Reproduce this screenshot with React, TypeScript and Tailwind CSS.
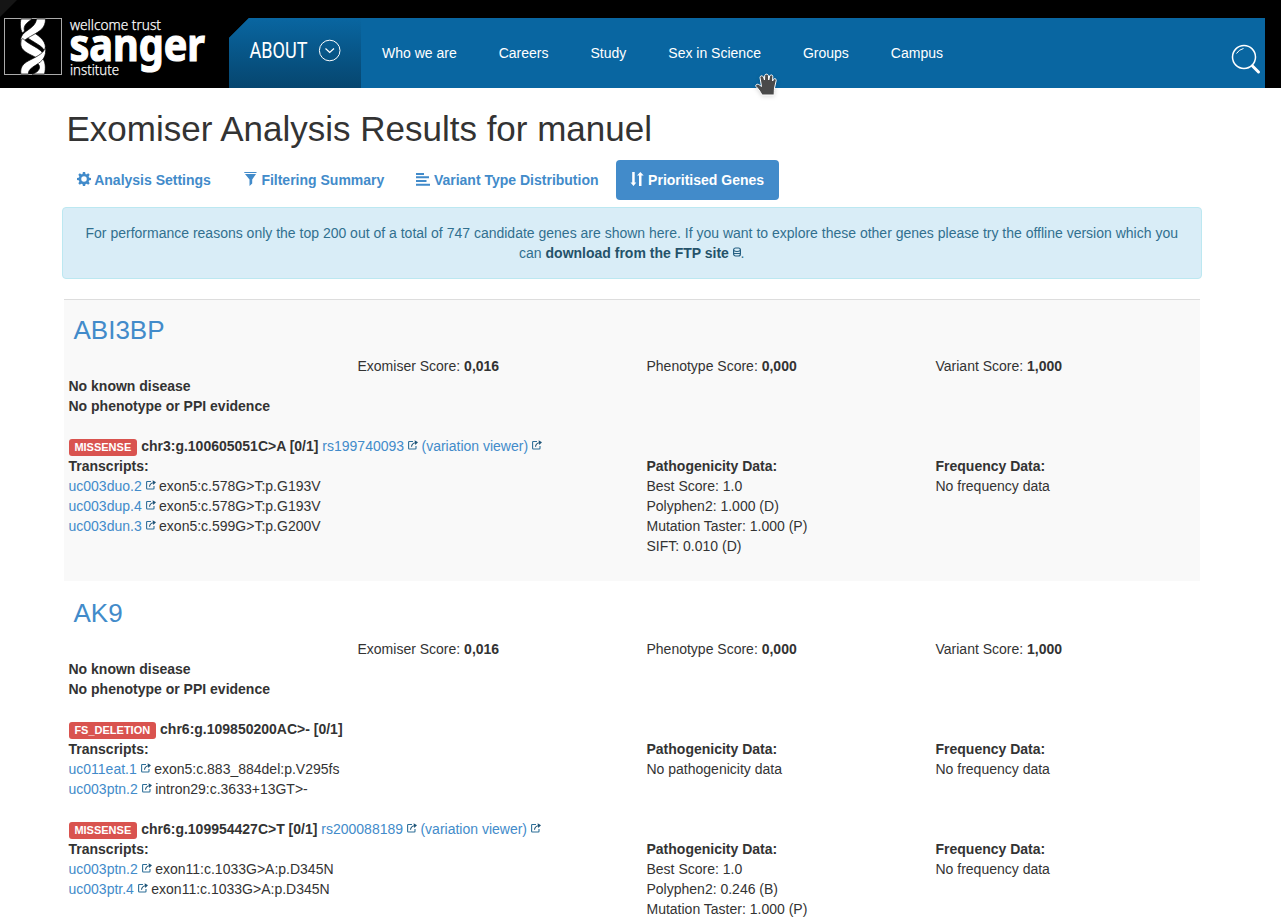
import React from "react";

const navItems = ["Who we are", "Careers", "Study", "Sex in Science", "Groups", "Campus"];

function Ext() {
  return (
    <svg className="ml-[3.900px] inline-block h-[10px] w-[10px] align-[1px]" viewBox="0 0 10 10" fill="none">
      <path d="M5 1.500H1.300Q.6 1.500 .6 2.200V8.300Q.6 9 1.300 9H7.300Q8 9 8 8.300V6" stroke="#2d6f98" strokeWidth="1.100" />
      <path d="M3.500 6.800C3.700 4.500 5 3 7.500 2.700" stroke="#1f5578" strokeWidth="1.100" />
      <path d="M6.600 .2L10 2.300L7.300 5Z" fill="#1f5578" />
    </svg>
  );
}

function Link({ children }: { children: React.ReactNode }) {
  return (
    <span className="whitespace-nowrap text-[#428bca]">
      {children}
      <Ext />
    </span>
  );
}

function Logo() {
  return (
    <svg className="h-[88px] w-[229px] shrink-0" viewBox="0 0 229 88">
      <path d="M0 0H17L0 17Z" fill="#151515" />
      <rect x="4.5" y="18.5" width="57" height="56" fill="none" stroke="#aaa" />
      <g fill="#fff" stroke="#000" strokeWidth=".7">
        <path d="M21 19H32L27.500 22.500C24.500 25 23.500 28 24.500 31L22.500 33C20 29 20 23 21 19Z" />
        <path d="M25 34.500L31.500 31C37 35 45.500 39 45.500 48V52C43 47 38 44.500 34 42C30 39.500 27 38 25 34.500Z" />
        <path d="M36.500 19H45.500C45.500 28 40 31 33 35C26 39 22 41 21 46C19.500 37 22 34 28 30C33 26.500 36 23.500 36.500 19Z" />
        <path d="M20.800 44C21 39.500 22 37.500 24 39.500C29 45 41 48 44 55L39 60C36 57 32 55.500 29 54C24 51 21 49 20.800 44Z" />
        <path d="M36 62L42 58C45.500 61 46 68 44.500 74H32C37 73 41 69 39 65Z" />
        <path d="M45.500 47C46.500 57 43 60.500 36 65C31 68 28 70.500 28.500 74H20.800C20 66 24 63 31 59.500C38 56 44 53 45.500 47Z" />
      </g>
      <g fill="#fff" fontFamily="Noto Sans, sans-serif">
        <text x="70" y="29.500" fontSize="15" fontWeight="300" stroke="#fff" strokeWidth=".25" textLength="91" lengthAdjust="spacingAndGlyphs">wellcome trust</text>
        <text x="69.500" y="60.500" fontSize="45" fontWeight="700" stroke="#fff" strokeWidth="1.200" textLength="135.500" lengthAdjust="spacingAndGlyphs">sanger</text>
        <text x="70" y="75" fontSize="15" fontWeight="300" stroke="#fff" strokeWidth=".25" textLength="49" lengthAdjust="spacingAndGlyphs">institute</text>
      </g>
    </svg>
  );
}

function Header() {
  return (
    <header className="relative flex h-[88px] bg-black text-white">
      <Logo />
      <nav className="mt-[18px] flex h-[70px] w-[1036px] bg-[#0966a1] [clip-path:polygon(20px_0,100%_0,100%_100%,0_100%,0_20px)]">
        <div className="flex w-[132px] items-start bg-linear-to-b from-[#0966a1] to-[#06466f]">
          <svg className="h-[70px] w-[132px]" viewBox="0 0 132 70" fill="none">
            <text x="20.500" y="40.300" fill="#fff" fontFamily="Roboto, sans-serif" fontSize="21.500" textLength="58" lengthAdjust="spacingAndGlyphs">ABOUT</text>
            <circle cx="100.700" cy="32.500" r="10.300" stroke="#fff" />
            <path d="M96.500 30.500L100.700 34.500L105 30.500" stroke="#fff" strokeWidth="1.200" />
          </svg>
        </div>
        <ul className="flex flex-1 gap-[42px] pt-[25px] pl-[21px] text-[14px] leading-5">
          {navItems.map((n) => <li key={n}>{n}</li>)}
        </ul>
        <svg className="mt-[25px] mr-[3px] h-[34px] w-[32px]" viewBox="0 0 32 34" fill="none" stroke="#fff">
          <circle cx="14" cy="14" r="11.500" strokeWidth="1.500" />
          <path d="M6.500 10.500Q9 6.500 13.500 5.500" strokeWidth="1" />
          <path d="M22.500 23L28.500 29" strokeWidth="3" strokeLinecap="round" />
        </svg>
      </nav>
      <svg className="absolute top-[70px] left-[752px] h-[30px] w-[28px] drop-shadow-sm" viewBox="0 0 28 30">
        <path d="M10 25C8 21 6 18.500 4 16.500C3 14.500 5.500 13.500 7.500 15L9.500 16.500L8 7.500C8 5.500 10.700 5.200 11.500 7L12.500 10L12.700 5.500C13 3.700 16 3.700 16.400 5.500L16.700 10L17.700 6C18.300 4.200 21 4.800 20.800 6.500L20.600 11L21.300 9.500C22.200 8 24.500 8.600 24.200 10.500L22.500 18C22.300 20.500 22.200 22 22.200 25Z" fill="#4a4a4a" stroke="#fff" strokeWidth="1" />
      </svg>
    </header>
  );
}

function TabIcon({ kind }: { kind: number }) {
  return (
    <svg className="-ml-[.5px] mr-[3.700px] mb-[2px] h-[14px] w-[14px]" viewBox="0 0 14 14" fill="currentColor">
      {kind === 0 && (
        <>
          <circle cx="7" cy="7" r="4" fill="none" stroke="currentColor" strokeWidth="2.500" />
          <path d="M5.900 0H8.100L8.600 2.500H5.400ZM5.900 14H8.100L8.600 11.500H5.400ZM0 5.900V8.100L2.500 8.600V5.400ZM14 5.900V8.100L11.500 8.600V5.400ZM1.300 2.800L2.800 1.300L5 2.800L2.800 5ZM12.700 2.800L11.200 1.300L9 2.800L11.200 5ZM1.300 11.200L2.800 12.700L5 11.200L2.800 9ZM12.700 11.200L11.200 12.700L9 11.200L11.200 9Z" />
        </>
      )}
      {kind === 1 && <path d="M.3 0H12.500V1H.3ZM1 2H12L8.200 7.500V11.500L5.500 14V7.500Z" />}
      {kind === 2 && <path d="M0 1H8V2.900H0ZM0 4.300H13V6.200H0ZM0 8H10.500V9.900H0ZM0 11.800H14V13.700H0Z" />}
      {kind === 3 && <path d="M2.200 0H4.700V10.500H6.300L3.500 14L.5 10.500H2.200ZM9 14H11.500V3.500H13.700L10.300 0L7 3.500H9Z" />}
    </svg>
  );
}

const tabs = ["Analysis Settings", "Filtering Summary", "Variant Type Distribution", "Prioritised Genes"];

type Variant = {
  kind: string;
  name: string;
  rs?: string;
  transcripts: [string, string][];
  pathogenicity: string[];
};

function VariantBlock({ v }: { v: Variant }) {
  return (
    <div className="mb-5">
      <div className="h-5 whitespace-nowrap">
        <span className="mr-[4px] inline-block h-[17px] rounded-[3px] bg-[#d9534f] px-[5.900px] align-bottom text-[11px] leading-[17px] font-bold text-white">{v.kind}</span>
        <b>{v.name}</b>
        {v.rs && <> <Link>{v.rs}</Link><span className="ml-[3.500px]"><Link>(variation viewer)</Link></span></>}
      </div>
      <div className="grid grid-cols-[578px_289px_1fr]">
        <div>
          <b className="block">Transcripts:</b>
          {v.transcripts.map(([id, text]) => (
            <div key={id} className="h-5"><Link>{id}</Link><span className="ml-[3.500px]">{text}</span></div>
          ))}
        </div>
        <div>
          <b className="block">Pathogenicity Data:</b>
          {v.pathogenicity.map((p) => <div key={p}>{p}</div>)}
        </div>
        <div>
          <b className="block">Frequency Data:</b>
          <div>No frequency data</div>
        </div>
      </div>
    </div>
  );
}

function Gene({ name, variants, shaded }: { name: string; variants: Variant[]; shaded?: boolean }) {
  return (
    <section className={shaded ? "border-t border-[#ddd] bg-[#f9f9f9] px-[4.500px] pb-[5px]" : "border-t-2 border-white px-[4.500px]"}>
      <h3 className="h-[56px] pt-[15px] pl-[5px] text-[26px] leading-[31px] text-[#428bca]">{name}</h3>
      <div className="grid grid-cols-[289px_289px_289px_1fr]">
        <span />
        <span>Exomiser Score: <b>0,016</b></span>
        <span>Phenotype Score: <b>0,000</b></span>
        <span>Variant Score: <b>1,000</b></span>
      </div>
      <b className="block">No known disease</b>
      <b className="mb-5 block">No phenotype or PPI evidence</b>
      {variants.map((v) => <VariantBlock key={v.name} v={v} />)}
    </section>
  );
}

const abi: Variant[] = [
  {
    kind: "MISSENSE",
    name: "chr3:g.100605051C>A [0/1]",
    rs: "rs199740093",
    transcripts: [["uc003duo.2", "exon5:c.578G>T:p.G193V"], ["uc003dup.4", "exon5:c.578G>T:p.G193V"], ["uc003dun.3", "exon5:c.599G>T:p.G200V"]],
    pathogenicity: ["Best Score: 1.0", "Polyphen2: 1.000 (D)", "Mutation Taster: 1.000 (P)", "SIFT: 0.010 (D)"],
  },
];

const ak9: Variant[] = [
  {
    kind: "FS_DELETION",
    name: "chr6:g.109850200AC>- [0/1]",
    transcripts: [["uc011eat.1", "exon5:c.883_884del:p.V295fs"], ["uc003ptn.2", "intron29:c.3633+13GT>-"]],
    pathogenicity: ["No pathogenicity data"],
  },
  {
    kind: "MISSENSE",
    name: "chr6:g.109954427C>T [0/1]",
    rs: "rs200088189",
    transcripts: [["uc003ptn.2", "exon11:c.1033G>A:p.D345N"], ["uc003ptr.4", "exon11:c.1033G>A:p.D345N"]],
    pathogenicity: ["Best Score: 1.0", "Polyphen2: 0.246 (B)", "Mutation Taster: 1.000 (P)"],
  },
];

export default function App() {
  return (
    <div className="h-[923px] w-[1281px] overflow-hidden bg-white font-['Liberation_Sans',Arial,sans-serif] text-[14px] leading-5 text-[#333]">
      <Header />
      <main className="ml-[62px] w-[1140px]">
        <h1 className="h-[72px] pt-[21px] pl-[4.500px] text-[35px] leading-[40px]">Exomiser Analysis Results for manuel</h1>
        <div className="flex h-10 gap-[2px]">
          {tabs.map((t, i) => (
            <div key={t} className={i === 3 ? "flex items-center rounded-[4px] bg-[#428bca] px-[15px] font-bold text-white" : i === 0 ? "flex items-center rounded-[4px] pr-[16.300px] pl-[15px] font-bold text-[#428bca]" : "flex items-center rounded-[4px] pr-[15.400px] pl-[15px] font-bold text-[#428bca]"}>
              <TabIcon kind={i} />
              {t}
            </div>
          ))}
        </div>
        <div className="mt-[7px] h-[72px] rounded-[4px] border border-[#bce8f1] bg-[#d9edf7] py-[15px] pr-[15.500px] pl-[15px] text-center text-[#31708f]">
          For performance reasons only the top 200 out of a total of 747 candidate genes are shown here. If you want to explore these other genes please try the offline version which you can <b className="text-[#245269]">download from the FTP site</b>
          <svg className="ml-[3.700px] inline-block h-[10px] w-[8px] align-[1px]" viewBox="0 0 8 10" fill="none" stroke="#245f82" strokeWidth="1.200">
            <rect x=".6" y="1" width="6.800" height="8" rx="2" />
            <path d="M.6 3.500Q4 5.500 7.400 3.500M.6 6.500H7.400" />
          </svg>.
        </div>
        <div className="mx-[2px] mt-5">
          <Gene name="ABI3BP" variants={abi} shaded />
          <Gene name="AK9" variants={ak9} />
        </div>
      </main>
    </div>
  );
}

****

◆ Challenge
Pull every line containing "React" from the material above.

◆ Full response
Reproduce this screenshot with React, TypeScript and Tailwind CSS.
import React from "react";
function Link({ children }: { children: React.ReactNode }) {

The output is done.